You have to learn to be practical.
My father always stressed practicality and I found it sort of boring unless it had to do with surviving in the wilderness or skiing or climbing mountains or surfing or going amazing places. Otherwise, I really wasn't that interested in practicality, I was interested in idealism and ideas.
However, in the end all the practicality my father stressed I had to go back to during my 20s in order to survive to 30. By 30 I was a father raising my son by myself who was then 3 years old. So, practicality kept me alive, helped me start businesses to support my son. And this practicality also allowed me to marry my 2nd wife at age 32 and to buy land and to build a house together.
So, all your idealism is good but it won't keep you alive.
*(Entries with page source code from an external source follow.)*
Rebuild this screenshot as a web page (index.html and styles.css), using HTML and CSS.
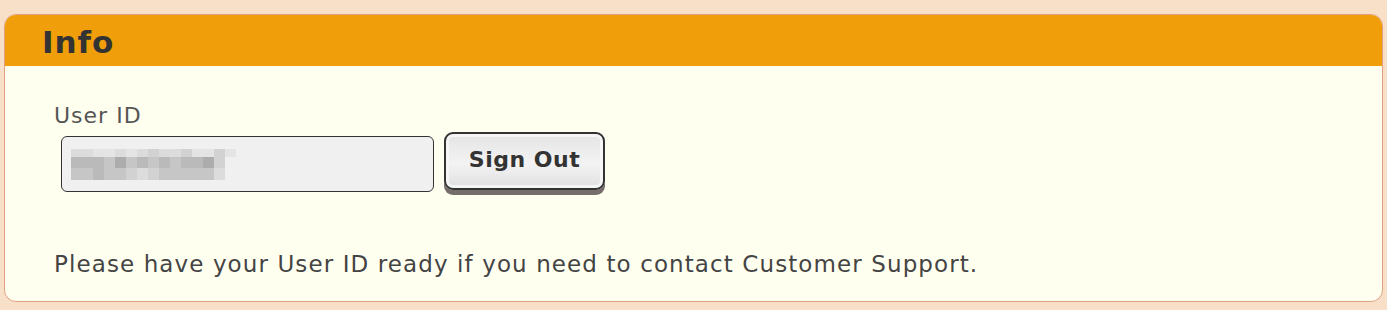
FILE: index.html
```html
<!DOCTYPE html>
<html lang="en">
<head>
    <meta charset="UTF-8">
    <meta name="viewport" content="width=device-width, initial-scale=1.0">
    <title>Info</title>
    <link rel="stylesheet" href="styles.css">
</head>
<body>
    <div class="card">
        <div class="card-head">Info</div>
        <div class="card-body">
            <div class="label">User ID</div>
            <div class="id-row">
                <div class="id-box">
                    <!-- pixelated user id -->
                    <div class="mosaic">
                        <i class="g5"></i><i class="g5"></i><i class="g6"></i><i class="g6"></i><i class="g5"></i><i class="g6"></i><i class="g5"></i><i class="g4"></i><i class="g5"></i><i class="g5"></i><i class="g4"></i><i class="g6"></i><i class="g6"></i><i class="g4"></i><i class="g6"></i><i class="g7"></i>
                        <i class="g2"></i><i class="g2"></i><i class="g2"></i><i class="g3"></i><i class="g1"></i><i class="g3"></i><i class="g2"></i><i class="g3"></i><i class="g2"></i><i class="g3"></i><i class="g2"></i><i class="g2"></i><i class="g1"></i><i class="g4"></i><i class="g7"></i><i class="g7"></i>
                        <i class="g3"></i><i class="g3"></i><i class="g2"></i><i class="g3"></i><i class="g3"></i><i class="g4"></i><i class="g5"></i><i class="g4"></i><i class="g3"></i><i class="g3"></i><i class="g3"></i><i class="g3"></i><i class="g3"></i><i class="g5"></i><i class="g7"></i><i class="g7"></i>
                    </div>
                </div>
                <button class="sign-out">Sign Out</button>
            </div>
            <p class="note">Please have your User ID ready if you need to contact Customer Support.</p>
        </div>
    </div>
</body>
</html>
```
FILE: styles.css
```css
body {
    margin: 0;
    background-color: #f7dfc8;
    font-family: 'DejaVu Sans', sans-serif;
    padding: 14px 4px 0 4px;
}

.card {
    border: 1px solid #e0a084;
    border-radius: 12px;
    overflow: hidden;
    background-color: #fffff0;
}

.card-head {
    background-color: #f09e0a;
    height: 51px;
    box-sizing: border-box;
    padding: 9px 0 0 37px;
    font-size: 31px;
    font-weight: bold;
    letter-spacing: 1px;
    color: #333;
    line-height: 36px;
}

.card-body {
    padding: 37px 0 22px 49px;
    height: 235px;
    box-sizing: border-box;
}

.label {
    font-size: 22px;
    letter-spacing: 1px;
    color: #555;
    line-height: 26px;
}

.id-row {
    display: flex;
    align-items: flex-start;
    gap: 10px;
    margin-top: 7px;
    padding-left: 7px;
}

.id-box {
    width: 373px;
    height: 56px;
    box-sizing: border-box;
    border: 1px solid #333;
    border-radius: 6px;
    background-color: #f0f0f0;
    display: flex;
    align-items: center;
    padding-left: 9px;
}

.mosaic {
    display: grid;
    grid-template-columns: repeat(16, 11px);
    grid-template-rows: 8px 11px 12px;
    filter: blur(0.6px);
}

.mosaic i { display: block; }
.g1 { background-color: #acacac; }
.g2 { background-color: #bababa; }
.g3 { background-color: #c6c6c6; }
.g4 { background-color: #d2d2d2; }
.g5 { background-color: #dcdcdc; }
.g6 { background-color: #e4e4e4; }
.g7 { background-color: #f0f0f0; }

.sign-out {
    width: 161px;
    height: 58px;
    margin-top: -4px;
    border: 2px solid #333;
    border-radius: 9px;
    background: linear-gradient(#e4e4e4, #f3f3f3 55%, #e0e0e0);
    box-shadow: inset 0 0 0 3px #f5f5f5, 0 5px 0 #776c6c;
    font-family: 'DejaVu Sans', sans-serif;
    font-size: 22px;
    font-weight: bold;
    letter-spacing: 0.5px;
    color: #333;
    padding: 0 0 4px 0;
}

.note {
    margin: 59px 0 0 0;
    font-size: 23px;
    letter-spacing: 1.1px;
    color: #444;
    line-height: 26px;
}
```
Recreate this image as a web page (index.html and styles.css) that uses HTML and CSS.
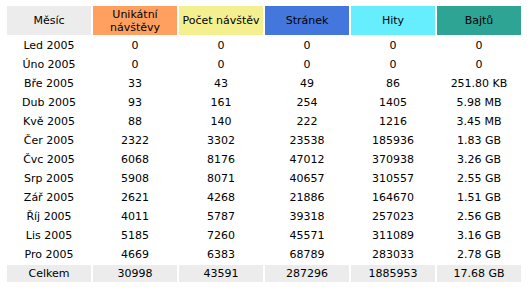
FILE: index.html
```html
<!DOCTYPE html>
<html lang="cs">
<head>
<meta charset="utf-8">
<link rel="stylesheet" href="styles.css">
</head>
<body>
<table class="stats">
<thead>
<tr>
<th class="h-month">Měsíc</th>
<th class="h-u">Unikátní<br>návštěvy</th>
<th class="h-v">Počet návštěv</th>
<th class="h-p">Stránek</th>
<th class="h-h">Hity</th>
<th class="h-k">Bajtů</th>
</tr>
</thead>
<tbody>
<tr><td>Led 2005</td><td>0</td><td>0</td><td>0</td><td>0</td><td>0</td></tr>
<tr><td>Úno 2005</td><td>0</td><td>0</td><td>0</td><td>0</td><td>0</td></tr>
<tr><td>Bře 2005</td><td>33</td><td>43</td><td>49</td><td>86</td><td>251.80 KB</td></tr>
<tr><td>Dub 2005</td><td>93</td><td>161</td><td>254</td><td>1405</td><td>5.98 MB</td></tr>
<tr><td>Kvě 2005</td><td>88</td><td>140</td><td>222</td><td>1216</td><td>3.45 MB</td></tr>
<tr><td>Čer 2005</td><td>2322</td><td>3302</td><td>23538</td><td>185936</td><td>1.83 GB</td></tr>
<tr><td>Čvc 2005</td><td>6068</td><td>8176</td><td>47012</td><td>370938</td><td>3.26 GB</td></tr>
<tr><td>Srp 2005</td><td>5908</td><td>8071</td><td>40657</td><td>310557</td><td>2.55 GB</td></tr>
<tr><td>Zář 2005</td><td>2621</td><td>4268</td><td>21886</td><td>164670</td><td>1.51 GB</td></tr>
<tr><td>Říj 2005</td><td>4011</td><td>5787</td><td>39318</td><td>257023</td><td>2.56 GB</td></tr>
<tr><td>Lis 2005</td><td>5185</td><td>7260</td><td>45571</td><td>311089</td><td>3.16 GB</td></tr>
<tr><td>Pro 2005</td><td>4669</td><td>6383</td><td>68789</td><td>283033</td><td>2.78 GB</td></tr>
</tbody>
<tfoot>
<tr class="total"><td>Celkem</td><td>30998</td><td>43591</td><td>287296</td><td>1885953</td><td>17.68 GB</td></tr>
</tfoot>
</table>
</body>
</html>
```
FILE: styles.css
```css
html, body {
  margin: 0;
  padding: 0;
  background: #ffffff;
}
body {
  padding: 4px 0 0 5px;
  font-family: "DejaVu Sans", Verdana, sans-serif;
  font-size: 11px;
  color: #000000;
}
.stats {
  border-collapse: separate;
  border-spacing: 2px;
  table-layout: fixed;
  width: 518px;
}
.stats th,
.stats td {
  width: 84px;
  padding: 0;
  text-align: center;
  vertical-align: middle;
  white-space: nowrap;
}
.stats th {
  height: 29px;
  font-weight: normal;
  line-height: 13px;
}
.stats td {
  height: 17px;
  line-height: 13px;
}
.h-month { background: #ececec; }
.h-u { background: #ffa060; }
.h-v { background: #f4f090; }
.h-p { background: #4477dd; }
.h-h { background: #66eeff; }
.h-k { background: #2ea495; }
.total td { background: #ececec; }
```
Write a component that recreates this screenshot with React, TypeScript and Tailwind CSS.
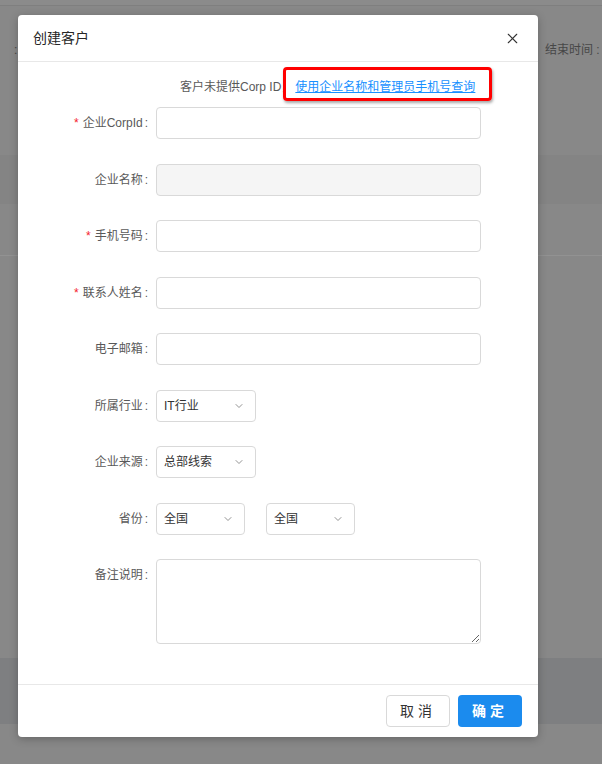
import { X, ChevronDown } from 'lucide-react'

const font = "font-['Liberation_Sans','Noto_Sans_CJK_SC',sans-serif]"

interface RowProps {
  label: string
  required?: boolean
  top?: boolean
  children: React.ReactNode
  last?: boolean
}

const Row = ({ label, required, top, children, last }: RowProps) => {
  return (
    <div className={`flex ${top ? 'items-start' : 'items-center'} ${last ? '' : 'mb-[24.5px]'}`}>
      <div className="flex h-[32px] w-[138px] shrink-0 items-center justify-end text-[12px] text-[#595959]">
        {required && <span className="mr-[4px] text-[12px] text-[#f5222d]">*</span>}
        <span>{label}</span>
        <span className="ml-[2px] mr-[8px]">:</span>
      </div>
      {children}
    </div>
  )
}

const TextInput = ({ disabled }: { disabled?: boolean }) => (
  <div
    className={`h-[32px] w-[325px] rounded-[4px] border border-[#d9d9d9] ${disabled ? 'bg-[#f5f5f5]' : 'bg-white'}`}
  />
)

const Select = ({ value, width }: { value: string; width: string }) => (
  <div
    className={`flex h-[32px] ${width} items-center justify-between rounded-[4px] border border-[#d9d9d9] bg-white pl-[7px] pr-[10px] text-[12px] text-[#333]`}
  >
    <span>{value}</span>
    <ChevronDown size={12} strokeWidth={1.6} className="text-[#777]" />
  </div>
)

const App = () => {
  return (
    <div className={`relative h-[764px] w-[602px] overflow-hidden bg-[#888888] ${font}`}>
      {/* dimmed page behind the dialog */}
      <div className="h-[6px] border-b border-[#7f7f7f] bg-[#8b8b8b]" />
      <div className="h-[149px] pl-[14px] pt-[35px] text-[12px] text-[#474747]">
        <div className="flex justify-between">
          <span>:</span>
          <span className="w-[57px]">结束时间 :</span>
        </div>
      </div>
      <div className="h-[49px] bg-[#848484]" />
      <div className="h-[52px] border-b border-[#929292]" />
      <div className="h-[402px]" />
      <div className="h-[66px] bg-[#7e7f81]" />

      {/* dialog */}
      <div className="absolute left-[18px] top-[15px] flex w-[520px] flex-col rounded-[4px] bg-white shadow-[0_2px_8px_rgba(0,0,0,0.25)]">
        <div className="flex h-[47px] items-center justify-between border-b border-[#e8e8e8] pl-[15px] pr-[17px]">
          <span className="text-[14px] text-[#262626]">创建客户</span>
          <X size={17} strokeWidth={1.5} className="text-[#333]" />
        </div>

        <div className="relative pb-[40px] pt-[13px]">
          <div className="mb-[8px] h-[24px] pl-[162px] text-[12px] leading-[24px] text-[#595959]">
            客户未提供Corp ID，
            <span className="ml-[2px] text-[#1890ff] underline">使用企业名称和管理员手机号查询</span>
          </div>
          <div className="absolute left-[265px] top-[5px] h-[34px] w-[209px] rounded-[4px] border-[3px] border-[#ff0000] shadow-[1px_2px_3px_rgba(0,0,0,0.35)]" />

          <Row label="企业CorpId" required>
            <TextInput />
          </Row>
          <Row label="企业名称">
            <TextInput disabled />
          </Row>
          <Row label="手机号码" required>
            <TextInput />
          </Row>
          <Row label="联系人姓名" required>
            <TextInput />
          </Row>
          <Row label="电子邮箱">
            <TextInput />
          </Row>
          <Row label="所属行业">
            <Select value="IT行业" width="w-[100px]" />
          </Row>
          <Row label="企业来源">
            <Select value="总部线索" width="w-[100px]" />
          </Row>
          <Row label="省份">
            <div className="flex gap-[21px]">
              <Select value="全国" width="w-[89px]" />
              <Select value="全国" width="w-[89px]" />
            </div>
          </Row>
          <Row label="备注说明" top last>
            <textarea className="block h-[85px] w-[325px] rounded-[4px] border border-[#d9d9d9] bg-white outline-none" />
          </Row>
        </div>

        <div className="flex justify-end gap-[8px] border-t border-[#e8e8e8] px-[16px] py-[10px]">
          <button className="h-[32px] w-[64px] rounded-[4px] border border-[#d9d9d9] bg-white text-[14px] tracking-[4px] text-[#333]">
            取消
          </button>
          <button className="h-[32px] w-[64px] rounded-[4px] bg-[#1b8bee] text-[14px] font-bold tracking-[4px] text-white">
            确定
          </button>
        </div>
      </div>
    </div>
  )
}

export default App
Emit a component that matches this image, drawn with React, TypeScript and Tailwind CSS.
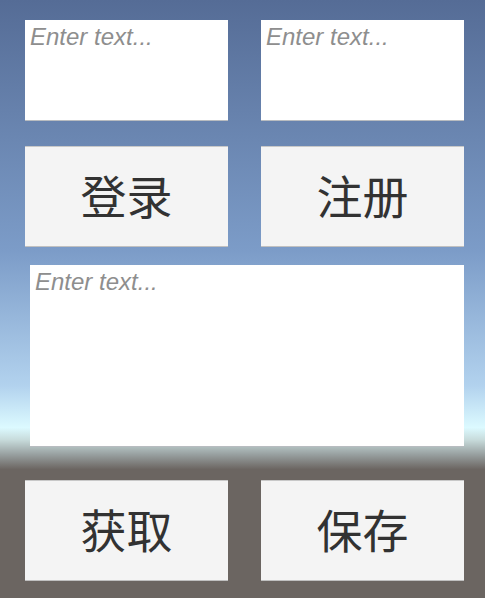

Zen monks are taught "Carry Water Chop Wood" because historically all your realized states of consciousness don't mean anything if you are dead because you froze to death (because you didn't get wood for your fire or stove) or you didn't get water for washing or cooking because there weren't pipes for water then only buckets from a stream or river.
So, practicality like "How am I going to survive the winter when it snows?"
Or "Where am I going to get money for food?"
Or "Do I need an education if I ever want to get married and have children?"
Or "Do I want to stay alive at all?"
So, in order to survive into your 30s and beyond you have to be practical enough to ask practical questions that will actually keep yourself, your significant other and your children alive and well.
Otherwise, possibly none of you are going to be alive after 30.
So, idealism and dreams are great, but in the meantime you have to find a way to stay alive for right now and the next year, and the next year.
If you see people over 30 they have either learned this or they are being taken care of by someone who is practical.
No one is alive after 30 who isn't either practical or being taken care of by someone who is practical.
It just doesn't happen.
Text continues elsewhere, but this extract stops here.